Well specifically, it has to ask QEMU and QEMU can tell it the current
state via a nice structured data format over QMP. It's a hell of a lot
easier than the management tool trying to do this outside of QEMU.
But at which points should it parse it?
I was thinking that we should post events whenever we change the
stateful config. That would let the management tool have a mechanism
for determining when settings have been changed. Of course, if the
management tool crashes, it should re-read at startup.
I don't think it's reasonable to have three different ways to interact
with qemu, all needed: the command line, reading and writing the
stateful config file, and the monitor. I'd rather push for starting
qemu with a blank guest and assembling (cold-plugging) all the
hardware via the monitor before starting the guest.

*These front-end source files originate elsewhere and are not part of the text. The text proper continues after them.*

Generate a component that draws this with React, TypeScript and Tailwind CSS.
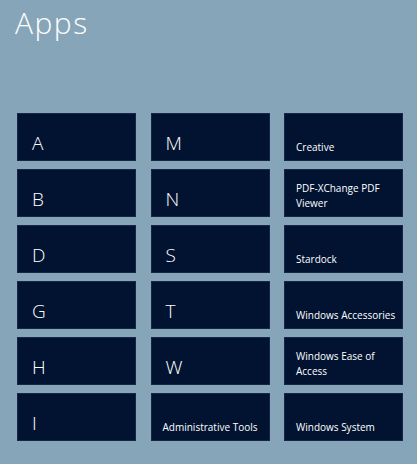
import React from "react";

const col1 = ["A", "B", "D", "G", "H", "I"];
const col2: (string | { label: string })[] = ["M", "N", "S", "T", "W", { label: "Administrative Tools" }];
const col3: React.ReactNode[] = [
  "Creative",
  <>PDF-XChange PDF<br />Viewer</>,
  "Stardock",
  "Windows Accessories",
  <>Windows Ease of<br />Access</>,
  "Windows System",
];

function LetterTile({ ch }: { ch: string }) {
  return (
    <div className="h-[48px] bg-[#011331] border border-[#16264a] flex items-end pl-[14px] pb-[7px]">
      <span className="text-white text-[19px] leading-[19px] font-light">{ch}</span>
    </div>
  );
}

function LabelTile({ children }: { children: React.ReactNode }) {
  return (
    <div className="h-[48px] bg-[#011331] border border-[#16264a] flex items-end pl-[11px] pb-[5.5px]">
      <span className="text-white text-[10px] leading-[15px] whitespace-nowrap">{children}</span>
    </div>
  );
}

export default function App() {
  return (
    <div
      className="w-[417px] h-[464px] bg-[#87a5b8] overflow-hidden"
      style={{ fontFamily: '"Open Sans", "Noto Sans", sans-serif' }}
    >
      <h1 className="text-white text-[30px] leading-none font-light tracking-[1.5px] pl-[15px] pt-[8px] h-[113px]">Apps</h1>
      <div className="grid grid-cols-[119px_119px_119px] gap-x-[14.5px] gap-y-[8px] pl-[17px]">
        {col1.map((c, i) => (
          <React.Fragment key={i}>
            <LetterTile ch={c} />
            {typeof col2[i] === "string" ? (
              <LetterTile ch={col2[i] as string} />
            ) : (
              <LabelTile>{(col2[i] as { label: string }).label}</LabelTile>
            )}
            <LabelTile>{col3[i]}</LabelTile>
          </React.Fragment>
        ))}
      </div>
    </div>
  );
}
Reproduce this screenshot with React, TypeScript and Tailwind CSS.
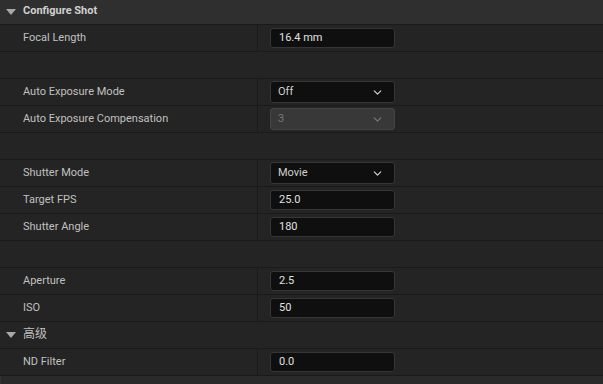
import { ChevronDown } from "lucide-react";

type Row =
  | { kind: "header"; label: string }
  | { kind: "empty" }
  | { kind: "input"; label: string; value: string }
  | { kind: "select"; label: string; value: string; disabled?: boolean };

const rows: Row[] = [
  { kind: "input", label: "Focal Length", value: "16.4 mm" },
  { kind: "empty" },
  { kind: "select", label: "Auto Exposure Mode", value: "Off" },
  { kind: "select", label: "Auto Exposure Compensation", value: "3", disabled: true },
  { kind: "empty" },
  { kind: "select", label: "Shutter Mode", value: "Movie" },
  { kind: "input", label: "Target FPS", value: "25.0" },
  { kind: "input", label: "Shutter Angle", value: "180" },
  { kind: "empty" },
  { kind: "input", label: "Aperture", value: "2.5" },
  { kind: "input", label: "ISO", value: "50" },
  { kind: "header", label: "高级" },
  { kind: "input", label: "ND Filter", value: "0.0" },
];

function Triangle() {
  return (
    <svg width="10" height="6" viewBox="0 0 10 6" className="shrink-0">
      <path d="M0 0 H10 L5 6 Z" fill="#a8a8a8" />
    </svg>
  );
}

function PropRow({ row }: { row: Row }) {
  if (row.kind === "header") {
    return (
      <div className="flex items-center h-[27px] border-b border-[#1a1a1a] bg-[#242424] pl-[6px] gap-[7px]">
        <Triangle />
        <span className="text-[12px] text-[#c0c0c0] pb-[2px]">{row.label}</span>
      </div>
    );
  }
  if (row.kind === "empty") {
    return <div className="h-[27px] border-b border-[#1a1a1a] bg-[#242424]" />;
  }
  return (
    <div className="flex h-[27px] border-b border-[#1a1a1a] bg-[#242424]">
      <div className="w-[257px] shrink-0 flex items-center pl-[23px] pb-[2px] text-[#c0c0c0]">{row.label}</div>
      <div className="w-px bg-[#1a1a1a]" />
      <div className="flex items-center pl-[12px]">
        {row.kind === "input" ? (
          <div className="w-[125px] h-[20px] rounded-[3px] border border-[#363636] bg-[#0f0f0f] flex items-center pl-[8px] pb-px text-[#e0e0e0]">
            {row.value}
          </div>
        ) : (
          <div
            className={
              row.disabled
                ? "w-[125px] h-[22px] rounded-[3px] border border-[#454545] bg-[#383838] flex items-center justify-between pl-[7px] pr-[10px] text-[#777777]"
                : "w-[125px] h-[22px] rounded-[3px] border border-[#363636] bg-[#0f0f0f] flex items-center justify-between pl-[7px] pr-[10px] text-[#d0d0d0]"
            }
          >
            <span className="pb-px">{row.value}</span>
            <ChevronDown size={13} strokeWidth={2.2} color={row.disabled ? "#777777" : "#d0d0d0"} />
          </div>
        )}
      </div>
    </div>
  );
}

export default function App() {
  return (
    <div
      className="w-[603px] h-[384px] overflow-hidden bg-[#242424] text-[11px] leading-none"
      style={{ fontFamily: "Roboto, 'Noto Sans CJK SC', sans-serif" }}
    >
      <div className="flex items-center h-[25px] border-b border-[#1a1a1a] bg-[#2f2f2f] pl-[6px] gap-[7px]">
        <Triangle />
        <span className="font-bold text-[#d0d0d0] pb-[3px]">Configure Shot</span>
      </div>
      {rows.map((r, i) => (
        <PropRow key={i} row={r} />
      ))}
      <div className="h-[20px] bg-[#2a2a2a] border-l border-[#333]" />
    </div>
  );
}
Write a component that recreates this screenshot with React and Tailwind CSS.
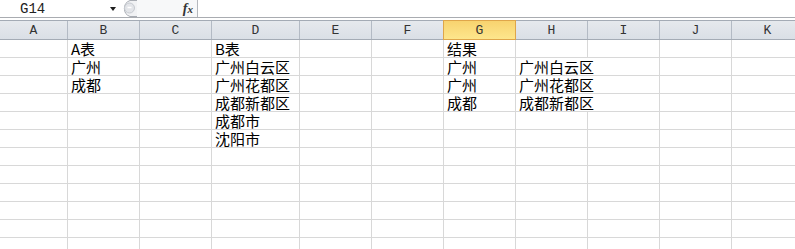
import React from "react";

const cols = [
  { l: "A", w: 68 },
  { l: "B", w: 72 },
  { l: "C", w: 72 },
  { l: "D", w: 88 },
  { l: "E", w: 72 },
  { l: "F", w: 72 },
  { l: "G", w: 72 },
  { l: "H", w: 72 },
  { l: "I", w: 72 },
  { l: "J", w: 72 },
  { l: "K", w: 72 },
];

const data = [
  { 1: "A表", 3: "B表", 6: "结果" },
  { 1: "广州", 3: "广州白云区", 6: "广州", 7: "广州白云区" },
  { 1: "成都", 3: "广州花都区", 6: "广州", 7: "广州花都区" },
  { 3: "成都新都区", 6: "成都", 7: "成都新都区" },
  { 3: "成都市" },
  { 3: "沈阳市" },
  {}, {}, {}, {}, {}, {},
];

const cellFont = { fontFamily: '"Noto Sans CJK SC", "Noto Sans", sans-serif' };
const monoFont = { fontFamily: '"Liberation Mono", "DejaVu Sans Mono", monospace' };

export default function App() {
  return (
    <div className="w-[795px] h-[249px] overflow-hidden bg-white">
      {/* Formula bar */}
      <div className="flex h-[18px] border-b border-[#a9acb1] bg-white">
        <div className="flex w-[121px] items-center">
          <span className="ml-[20px] text-[14px] leading-none text-[#222]" style={monoFont}>
            G14
          </span>
          <span className="ml-auto mr-[5px] h-0 w-0 border-x-[3.5px] border-t-[4px] border-x-transparent border-t-[#1e1e1e]" />
        </div>
        <svg width="16" height="17" viewBox="0 0 16 17" className="shrink-0">
          <path d="M16 0.5 H9 A8.5 8.5 0 0 0 9 16.5 H16" fill="#f1f2f4" stroke="#a9adb4" />
          <circle cx="8.5" cy="8" r="5" fill="#e3e5e9" stroke="#c6cad0" />
          <path d="M6.5 7.5 H10.5" stroke="#ffffff" strokeWidth="1.5" />
        </svg>
        <div className="flex flex-1 max-w-[61px] items-center justify-end border-r border-[#b5b8bd] bg-[#f7f8f9] pr-[4px]">
          <span
            className="text-[14px] font-bold italic leading-none text-[#333]"
            style={{ fontFamily: '"Liberation Serif", serif' }}
          >
            f<span className="text-[11px]">x</span>
          </span>
        </div>
        <div className="flex-1" />
      </div>

      {/* Column headers */}
      <div className="mt-[2px] flex h-[20px] border-y border-[#a4abb5] bg-gradient-to-b from-[#e6e9ed] to-[#dadfe6]">
        {cols.map((c) =>
          c.l === "G" ? (
            <div
              key={c.l}
              className="-my-px -ml-px flex h-[20px] shrink-0 items-center justify-center border border-[#dfa64a] bg-gradient-to-b from-[#f8d36f] to-[#fde68c] pt-[2px] text-[13px] text-[#333]"
              style={{ width: c.w + 1, ...monoFont }}
            >
              {c.l}
            </div>
          ) : (
            <div
              key={c.l}
              className="flex shrink-0 items-center justify-center border-r border-[#b3bac4] pt-[2px] text-[13px] text-[#333]"
              style={{ width: c.w, ...monoFont }}
            >
              {c.l}
            </div>
          )
        )}
      </div>

      {/* Rows */}
      {data.map((row, ri) => (
        <div key={ri} className="flex h-[18px] border-b border-[#d8d8d8]">
          {cols.map((c, ci) => {
            const text = row[ci];
            const overflow = ci === 7 && text;
            return (
              <div
                key={ci}
                className={`relative shrink-0 whitespace-nowrap ${overflow ? "" : "border-r border-[#d8d8d8]"}`}
                style={{ width: c.w }}
              >
                {text && (
                  <span
                    className="absolute left-[3px] top-0 text-[15px] leading-[18px] text-black"
                    style={cellFont}
                  >
                    {text}
                  </span>
                )}
              </div>
            );
          })}
        </div>
      ))}
    </div>
  );
}
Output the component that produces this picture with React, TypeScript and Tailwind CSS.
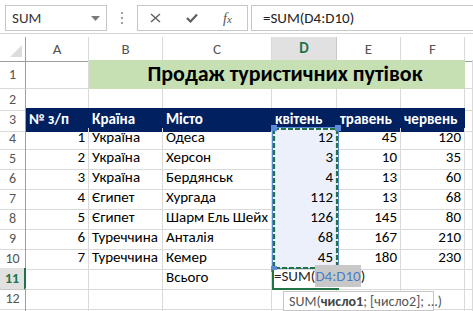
import React from 'react';

const FONT = "font-['Carlito','Liberation_Sans',sans-serif]";
const COLS = 'grid grid-cols-[26px_63px_74px_109px_65px_64px_64px_1fr]';
const CELL = 'border-r border-b border-[#dadada] px-[3px] flex items-end pb-[1px] whitespace-nowrap overflow-hidden';

const data: [number, string, string, number, number, number][] = [
  [1, 'Україна', 'Одеса', 12, 45, 120],
  [2, 'Україна', 'Херсон', 3, 10, 35],
  [3, 'Україна', 'Бердянськ', 4, 13, 60],
  [4, 'Єгипет', 'Хургада', 112, 13, 68],
  [5, 'Єгипет', 'Шарм Ель Шейх', 126, 145, 80],
  [6, 'Туреччина', 'Анталія', 68, 167, 210],
  [7, 'Туреччина', 'Кемер', 45, 180, 230],
];

function RowHead({ n, active }: { n?: number; active?: boolean }) {
  return active ? (
    <div className="bg-[#e1e1e1] border-r-2 border-r-[#217346] border-b border-b-[#c8c8c8] flex items-center justify-center text-[#217346] font-bold text-[14px]">
      {n}
    </div>
  ) : (
    <div className="border-r border-r-[#9e9e9e] border-b border-b-[#dadada] flex items-center justify-center text-[#555] text-[14px]">
      {n}
    </div>
  );
}

function ColHead({ l, active }: { l: string; active?: boolean }) {
  return active ? (
    <div className="bg-[#e1e1e1] border-r border-r-[#c8c8c8] border-b-2 border-b-[#217346] flex items-center justify-center text-[#217346] font-bold text-[15px]">
      {l}
    </div>
  ) : (
    <div className="border-r border-r-[#dadada] border-b border-b-[#9e9e9e] flex items-center justify-center text-[#555] text-[15px]">
      {l}
    </div>
  );
}

export default function App() {
  return (
    <div className={`relative w-[473px] h-[311px] overflow-hidden bg-white text-[15px] text-black ${FONT}`}>
      {/* Formula bar */}
      <div className="h-[34px] border-b border-[#d5d5d5] flex items-start pt-[5px] pl-[5px]">
        <div className="w-[102px] h-[26px] border border-[#c6c6c6] flex items-center justify-between pl-[6px] pr-[6px] text-[#333]">
          <span>SUM</span>
          <svg width="9" height="5" viewBox="0 0 9 5"><polygon points="0,0 9,0 4.5,5" fill="#7a7a7a" /></svg>
        </div>
        <div className="w-[30px] h-[26px] flex flex-col items-center justify-center gap-[3px]">
          <span className="w-[2px] h-[2px] bg-[#a0a0a0]" />
          <span className="w-[2px] h-[2px] bg-[#a0a0a0]" />
          <span className="w-[2px] h-[2px] bg-[#a0a0a0]" />
        </div>
        <div className="w-[111px] h-[26px] border border-[#c6c6c6] flex items-center pl-[12px]">
          <svg width="11" height="10" viewBox="0 0 11 10"><path d="M1 1 L10 9 M10 1 L1 9" stroke="#5f5f5f" strokeWidth="1.4" /></svg>
          <svg className="ml-[25px]" width="12" height="10" viewBox="0 0 12 10"><path d="M1 5 L4.5 8.5 L11 1.5" stroke="#5f5f5f" strokeWidth="2.2" fill="none" /></svg>
          <span className="ml-[25px] italic text-[#555] text-[14px] font-['Liberation_Serif',serif]">f<span className="text-[11px]">x</span></span>
        </div>
        <div className="flex-1 h-[26px] ml-[3px] border-t border-l border-b border-[#c6c6c6] flex items-center pl-[11px] text-[#222]">
          =SUM(D4:D10)
        </div>
      </div>
      <div className="h-[3px]" />

      {/* Column headers */}
      <div className={`${COLS} h-[23px]`}>
        <div className="border-r border-r-[#9e9e9e] border-b border-b-[#9e9e9e] relative">
          <svg className="absolute left-[10px] top-[8px]" width="12" height="12" viewBox="0 0 12 12"><polygon points="12,0 12,12 0,12" fill="#dcdcdc" /></svg>
        </div>
        <ColHead l="A" />
        <ColHead l="B" />
        <ColHead l="C" />
        <ColHead l="D" active />
        <ColHead l="E" />
        <ColHead l="F" />
        <div className="border-b border-b-[#9e9e9e]" />
      </div>

      {/* Row 1 */}
      <div className={`${COLS} h-[29px]`}>
        <RowHead n={1} />
        <div className={CELL} />
        <div className="col-span-5 bg-[#c6e0b4] border-b border-[#c6e0b4] flex items-end pb-[1px] justify-center pl-[16px] font-bold text-[22px] leading-[26px]">
          Продаж туристичних путівок
        </div>
        <div className={CELL} />
      </div>

      {/* Row 2 */}
      <div className={`${COLS} h-[19px]`}>
        <RowHead n={2} />
        {[0, 1, 2, 3, 4, 5, 6].map((i) => (
          <div key={i} className={CELL} />
        ))}
      </div>

      {/* Row 3 header */}
      <div className={`${COLS} h-[20px]`}>
        <RowHead n={3} />
        {['№ з/п', 'Країна', 'Місто', 'квітень', 'травень', 'червень'].map((t) => (
          <div key={t} className="bg-[#002060] text-white font-bold px-[3px] flex items-end pb-[1px] whitespace-nowrap">
            {t}
          </div>
        ))}
        <div className={CELL} />
      </div>

      {/* Data */}
      {data.map((r, i) => (
        <div key={i} className={`${COLS} h-[20px]`}>
          <RowHead n={i + 4} />
          <div className={`${CELL} justify-end`}>{r[0]}</div>
          <div className={CELL}>{r[1]}</div>
          <div className={CELL}>{r[2]}</div>
          <div className={`${CELL} justify-end bg-[#ecf0fa]`}>{r[3]}</div>
          <div className={`${CELL} justify-end`}>{r[4]}</div>
          <div className={`${CELL} justify-end`}>{r[5]}</div>
          <div className={CELL} />
        </div>
      ))}

      {/* Row 11 */}
      <div className={`${COLS} h-[20px]`}>
        <RowHead n={11} active />
        <div className={CELL} />
        <div className={CELL} />
        <div className={CELL}>Всього</div>
        <div className={CELL} />
        <div className={CELL} />
        <div className={CELL} />
        <div className={CELL} />
      </div>

      {/* Row 12 */}
      <div className={`${COLS} h-[20px]`}>
        <RowHead n={12} />
        {[0, 1, 2, 3, 4, 5, 6].map((i) => (
          <div key={i} className={CELL} />
        ))}
      </div>
      {/* Row 13 (only top edge visible) */}
      <div className={`${COLS} h-[20px]`}>
        <RowHead />
        {[0, 1, 2, 3, 4, 5, 6].map((i) => (
          <div key={i} className={CELL} />
        ))}
      </div>

      {/* Range finder: D4:D10 */}
      <div className="absolute left-[272px] top-[127px] w-[67px] h-[142px] border border-[#5b8bd6]" />
      <svg className="absolute left-[272px] top-[127px]" width="67" height="143" viewBox="0 0 67 143">
        <rect x="2" y="2" width="63" height="139" fill="none" stroke="#217346" strokeWidth="2.2" strokeDasharray="5 2" />
      </svg>
      <div className="absolute left-[271px] top-[125px] w-[6px] h-[6px] bg-[#5b8bd6]" />
      <div className="absolute left-[335px] top-[125px] w-[6px] h-[6px] bg-[#5b8bd6]" />
      <div className="absolute left-[271px] top-[266px] w-[6px] h-[6px] bg-[#5b8bd6]" />

      {/* In-cell editor D11 */}
      <div className="absolute left-[272px] top-[270px] w-[67px] h-[20px] border-l-2 border-b-2 border-[#217346]" />
      <div className="absolute left-[274px] top-[270px] h-[18px] pr-[2px] bg-white flex items-end pb-[1px] whitespace-nowrap text-[#222]">
        =SUM(<span className="bg-[#c8c8c8] text-[#4a7ec6]">D4:D10</span>)
      </div>

      {/* Tooltip */}
      <div className="absolute left-[283px] top-[291px] w-[151px] h-[20px] border border-[#c6c6c6] bg-white flex items-center pl-[5px] text-[14px] text-[#555] whitespace-nowrap">
        SUM(<b className="text-[#444]">число1</b>; [число2]; ...)
      </div>
    </div>
  );
}
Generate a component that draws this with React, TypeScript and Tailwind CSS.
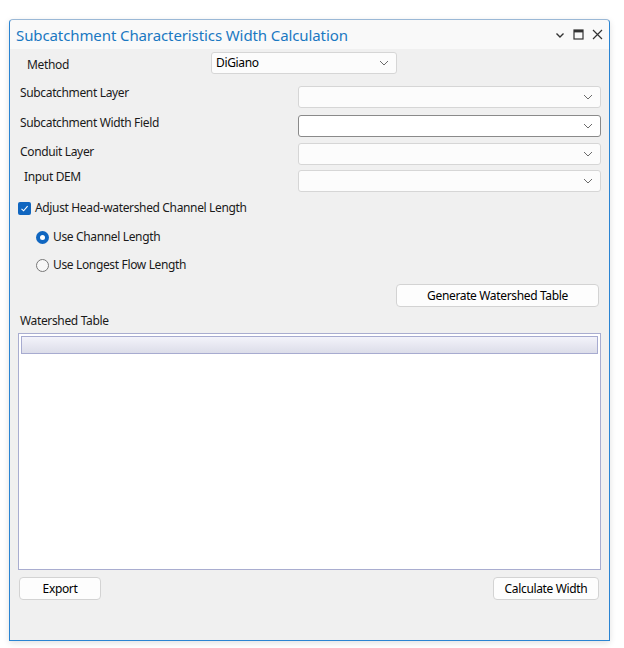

Yes. I view the command line as optional. To me, this is the ideal
interaction:
1) start qemu with an empty stateful config file
2) issue monitor commands to create all devices and backends
3) the stateful config file totally captures the state of all of the
issued QMP commands. The management tool can relaunch the guest just by
passing the stateful config file to QEMU.
4) when the management tool needs to "extract" a config file, it can
read the stateful config (through the monitor) and generate it's own config.
5) the management tool should treat the stateful config file as more or
less opaque. It shouldn't be visible to end user.
In the non-managed case, users should interact directly with the config
file.
For the problem at hand, one solution is to make qemu stop after the
copy, and then management can issue an additional command to
rearrange the disk and resume the guest. A drawback here is that if
management dies, the guest is stopped until it restarts. We also
make management latency guest visible, even if it doesn't die at an
inconvenient place.
An alternative approach is to have the copy be performed by a new
layered block format driver:
- create a new image, type = live-copy, containing three pieces of
information
- source image
- destination image
- copy state (initially nothing is copied)
- tell qemu switch to the new image
- qemu starts copying, updates copy state as needed
- copy finishes, event is emitted; reads and writes still serviced
- management receives event, switches qemu to destination image
- management removes live-copy image
If management dies while this is happening, it can simply query the
state of the copy. Similarly, if qemu dies, the copy state is
persistent (could be 0/1 or real range of blocks).
This is a more elegant solution to the problem than the commit
problem but it's also a one-off. I think we have a generic problem
here and we ought to try to solve it generically (within reason).
Can you give more examples?
I think I demonstrated that hot-plug can be solved via the existing
interfaces.
Sure. CMOS settings right now are not persisted across reboot. Guest
initiated activities like IDE or PCI eject are tricky to persist
correctly within a management tool.
We could add events for all of this things but it's all racy since
events are posted. If we have a stateful config file, we can make all
of these things non-racy and post an event that the config has changed.
If there's a crash, the management tool can read the config on startup
to catch up on missed events.
I think the nature of a posted event management interface is such that
we need a stateful config that persists across QEMU invocations.
Regards,
Anthony Liguori